Institutions should consider an independent digital assurance role or committee with genuine expertise.

5.7 Finding 7: Culture Is a Governance Asset—But It Must Be Designed

Governance frameworks often fail because culture undermines them. Leaders can shape a governance-supportive culture by:

  • Protecting speak-up channels and non-retaliation norms.

  • Rewarding problem-finding, not only problem-solving.

  • Training managers in ethical decision-making and fair processes.

  • Treating students as partners in quality, not customers to be appeased.

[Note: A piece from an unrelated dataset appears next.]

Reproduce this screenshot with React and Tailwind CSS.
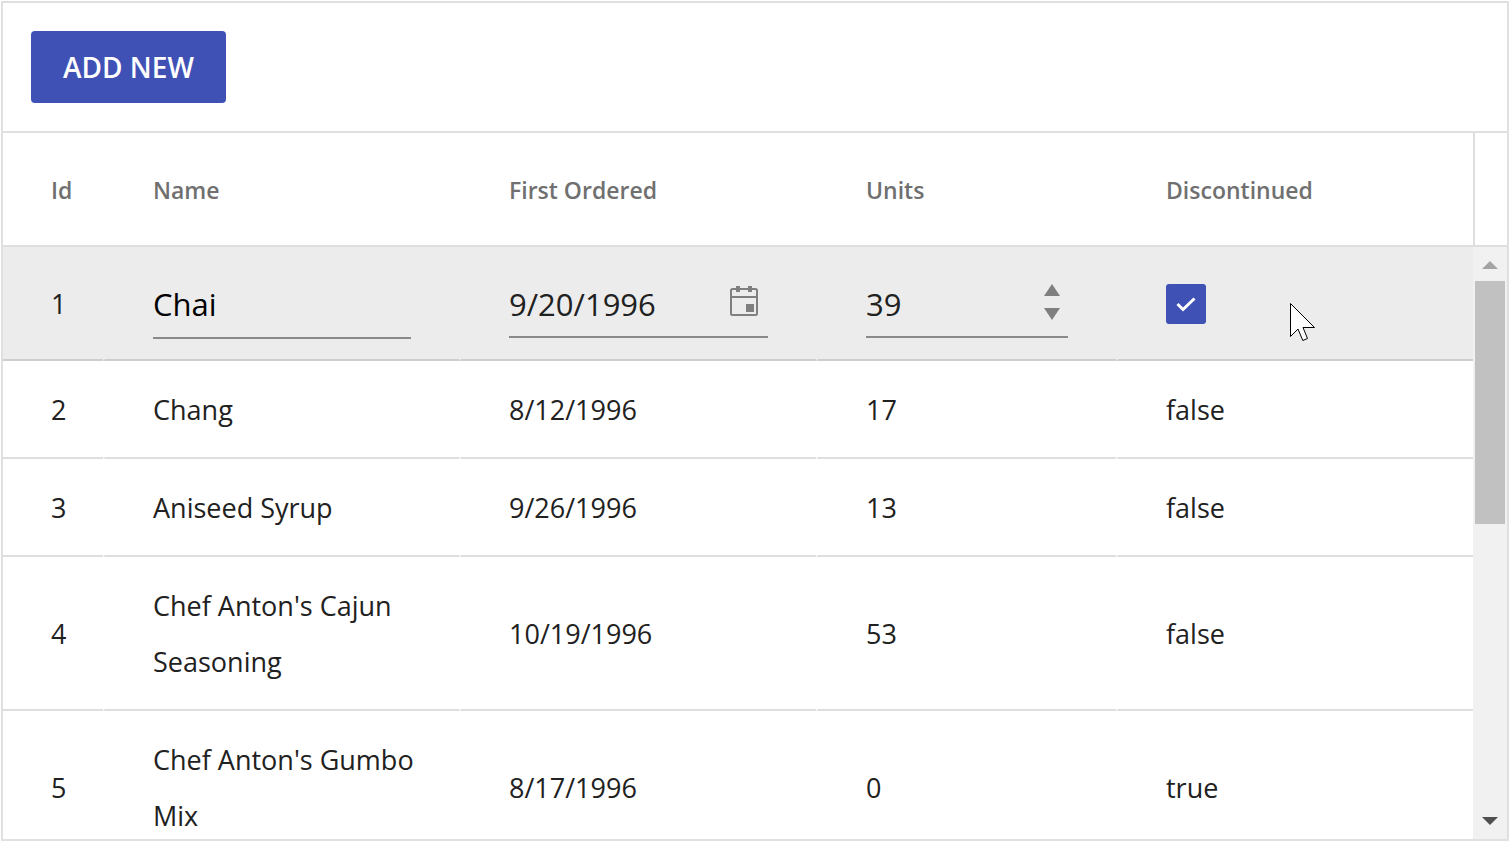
import React, { useState } from "react";

const rows = [
  { id: 2, name: "Chang", date: "8/12/1996", units: 17, discontinued: "false" },
  { id: 3, name: "Aniseed Syrup", date: "9/26/1996", units: 13, discontinued: "false" },
  { id: 4, name: "Chef Anton's Cajun Seasoning", date: "10/19/1996", units: 53, discontinued: "false" },
  { id: 5, name: "Chef Anton's Gumbo Mix", date: "8/17/1996", units: 0, discontinued: "true" },
];

const headings = ["Id", "Name", "First Ordered", "Units", "Discontinued"];

function CalendarIcon() {
  return (
    <svg width="28" height="30" viewBox="0 0 28 30" className="block" aria-hidden="true">
      <rect x="1" y="3" width="26" height="26" rx="1.5" fill="none" stroke="#7f7f7f" strokeWidth="2" />
      <path d="M1 11H27" stroke="#7f7f7f" strokeWidth="2" />
      <path d="M6 0H10V6H6ZM18 0H22V6H18ZM16 18H24V26H16Z" fill="#7f7f7f" />
    </svg>
  );
}

function Pointer() {
  return (
    <svg
      className="pointer-events-none absolute top-14 left-[172px]"
      width="26"
      height="39"
      viewBox="0 0 26 39"
      aria-hidden="true"
    >
      <path
        d="M0.5 0.5V33.5L8 26L12.8 37.5L17.5 35.5L13 24.5H24.5Z"
        fill="#fff"
        stroke="#000"
        strokeWidth="1"
      />
    </svg>
  );
}

function Cell({ first, editing, className = "", children }) {
  return (
    <td
      className={
        (first ? "" : "border-l-2 border-l-transparent ") +
        (editing ? "border-b-[#cecece] " : "border-b-[#dedede] ") +
        "border-b-2 pt-[21px] pb-[19px] pl-12 " +
        className
      }
    >
      {children}
    </td>
  );
}

function EditRow() {
  const [name, setName] = useState("Chai");
  const [date, setDate] = useState("9/20/1996");
  const [units, setUnits] = useState(39);
  const [gone, setGone] = useState(true);
  return (
    <tr className="h-[114px] bg-[#ececec]">
      <Cell editing first>1</Cell>
      <Cell editing className="pr-12 align-top">
        <input
          aria-label="Name"
          value={name}
          onChange={(e) => setName(e.target.value)}
          className="block h-[71px] w-full border-b-2 border-[#8a8a8a] bg-transparent pt-0.5 text-[31px] text-black outline-none"
        />
      </Cell>
      <Cell editing className="pr-12 align-top">
        <div className="flex h-[70px] items-center border-b-2 border-[#8a8a8a] pr-2.5">
          <input
            aria-label="First Ordered"
            value={date}
            onChange={(e) => setDate(e.target.value)}
            className="h-full min-w-0 flex-1 bg-transparent pt-1 text-[31px] outline-none"
          />
          <button type="button" aria-label="Open calendar" className="pb-0.5">
            <CalendarIcon />
          </button>
        </div>
      </Cell>
      <Cell editing className="pr-12 align-top">
        <div className="flex h-[70px] items-center border-b-2 border-[#8a8a8a] pr-2">
          <input
            aria-label="Units"
            value={units}
            onChange={(e) => setUnits(Number(e.target.value) || 0)}
            className="h-full min-w-0 flex-1 bg-transparent pt-1 text-[31px] outline-none"
          />
          <div className="flex flex-col gap-3">
            <button type="button" aria-label="Increase units" onClick={() => setUnits(units + 1)}>
              <svg width="16" height="12" viewBox="0 0 16 12" className="block">
                <path d="M8 0L16 12H0Z" fill="#7f7f7f" />
              </svg>
            </button>
            <button type="button" aria-label="Decrease units" onClick={() => setUnits(units - 1)}>
              <svg width="16" height="12" viewBox="0 0 16 12" className="block">
                <path d="M0 0H16L8 12Z" fill="#7f7f7f" />
              </svg>
            </button>
          </div>
        </div>
      </Cell>
      <Cell editing className="relative">
        <label className="relative block size-10">
          <input
            type="checkbox"
            aria-label="Discontinued"
            checked={gone}
            onChange={(e) => setGone(e.target.checked)}
            className="block size-10 appearance-none rounded-[3px] border-2 border-[#3f51b5] checked:bg-[#3f51b5]"
          />
          <svg
            className="pointer-events-none absolute inset-0"
            width="40"
            height="40"
            viewBox="0 0 40 40"
            aria-hidden="true"
          >
            <path d="M11.5 20L17 25.5L28.5 14.5" fill="none" stroke="#fff" strokeWidth="3" />
          </svg>
        </label>
        <Pointer />
      </Cell>
    </tr>
  );
}

function ScrollTrack() {
  return (
    <div className="flex min-h-0 flex-1 flex-col items-center bg-[#f1f1f1]">
      <button type="button" aria-label="Scroll up" className="flex h-[34px] w-full shrink-0 items-center justify-center pt-0.5">
        <svg width="16" height="8" viewBox="0 0 16 8">
          <path d="M8 0L16 8H0Z" fill="#a3a3a3" />
        </svg>
      </button>
      <div className="flex w-full flex-1 flex-col items-center">
        <div className="h-[243px] w-[30px] bg-[#c1c1c1]" />
      </div>
      <button type="button" aria-label="Scroll down" className="flex h-[34px] w-full shrink-0 items-center justify-center pb-0.5">
        <svg width="16" height="8" viewBox="0 0 16 8">
          <path d="M0 0H16L8 8Z" fill="#505050" />
        </svg>
      </button>
    </div>
  );
}

export default function App() {
  return (
    <div className="h-screen bg-white p-px font-['Open_Sans','Noto_Sans',sans-serif] text-[#212121]">
      <main className="flex h-full flex-col border-2 border-[#e0e0e0]">
        <div className="border-b-2 border-[#e0e0e0] p-7">
          <button
            type="button"
            className="flex h-[72px] items-center rounded-[4px] bg-[#3f51b5] px-8 text-[28px] font-semibold text-white"
          >
            ADD NEW
          </button>
        </div>
        <div className="flex min-h-0 flex-1">
          <div className="min-w-0 flex-1 overflow-hidden">
            <table className="w-full table-fixed border-separate border-spacing-0 text-[27px] leading-[56px]">
              <colgroup>
                <col className="w-[100px]" />
                <col className="w-[356px]" />
                <col />
                <col className="w-[300px]" />
                <col />
              </colgroup>
              <thead>
                <tr>
                  {headings.map((h, i) => (
                    <th
                      key={h}
                      scope="col"
                      className={
                        "h-[114px] border-b-2 border-[#dedede] pt-0.5 text-left text-[23px] font-semibold text-[#707070] " +
                        (i === 0 ? "pl-12" : "pl-[50px]")
                      }
                    >
                      {h}
                    </th>
                  ))}
                </tr>
              </thead>
              <tbody>
                <EditRow />
                {rows.map((r) => (
                  <tr key={r.id}>
                    <Cell first>{r.id}</Cell>
                    <Cell className="pr-6">{r.name}</Cell>
                    <Cell>{r.date}</Cell>
                    <Cell>{r.units}</Cell>
                    <Cell>{r.discontinued}</Cell>
                  </tr>
                ))}
              </tbody>
            </table>
          </div>
          <div className="flex w-[34px] shrink-0 flex-col">
            <div className="h-[114px] shrink-0 border-b-2 border-l-2 border-[#dedede]" />
            <ScrollTrack />
          </div>
        </div>
      </main>
    </div>
  );
}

Bourdieu’s habitus concept is useful here: institutions reproduce what feels normal. Culture change requires new routines, new incentives, and visible modeling by leaders.


6. Conclusion

Educational leadership and institutional governance are now central determinants of educational quality, integrity, and public trust. In fast-changing environments, institutions face strong pressures to copy dominant models, chase symbolic legitimacy, and manage compliance through paperwork. These tendencies are understandable, but they produce predictable governance failures: mission drift, metric fixation, procedural overload, concentrated power, weak stakeholder voice, digital opacity, and integrity gaps.

By combining Bourdieu’s field and capital, world-systems theory, and institutional isomorphism, this article provides a deeper explanation of why these failures persist. It also offers a practical framework for institutions seeking resilient governance: governed purpose, explicit decision rights, separate assurance and improvement cycles, legitimacy through transparent practice, equity as a governance variable, upgraded digital governance, and culture as a designed asset.

The core message is that strong governance is not merely a compliance function. It is a learning system that protects educational purpose under pressure. Leadership, in turn, is not only vision and charisma; it is the disciplined ability to build institutions that can be trusted—by students, staff, partners, and society.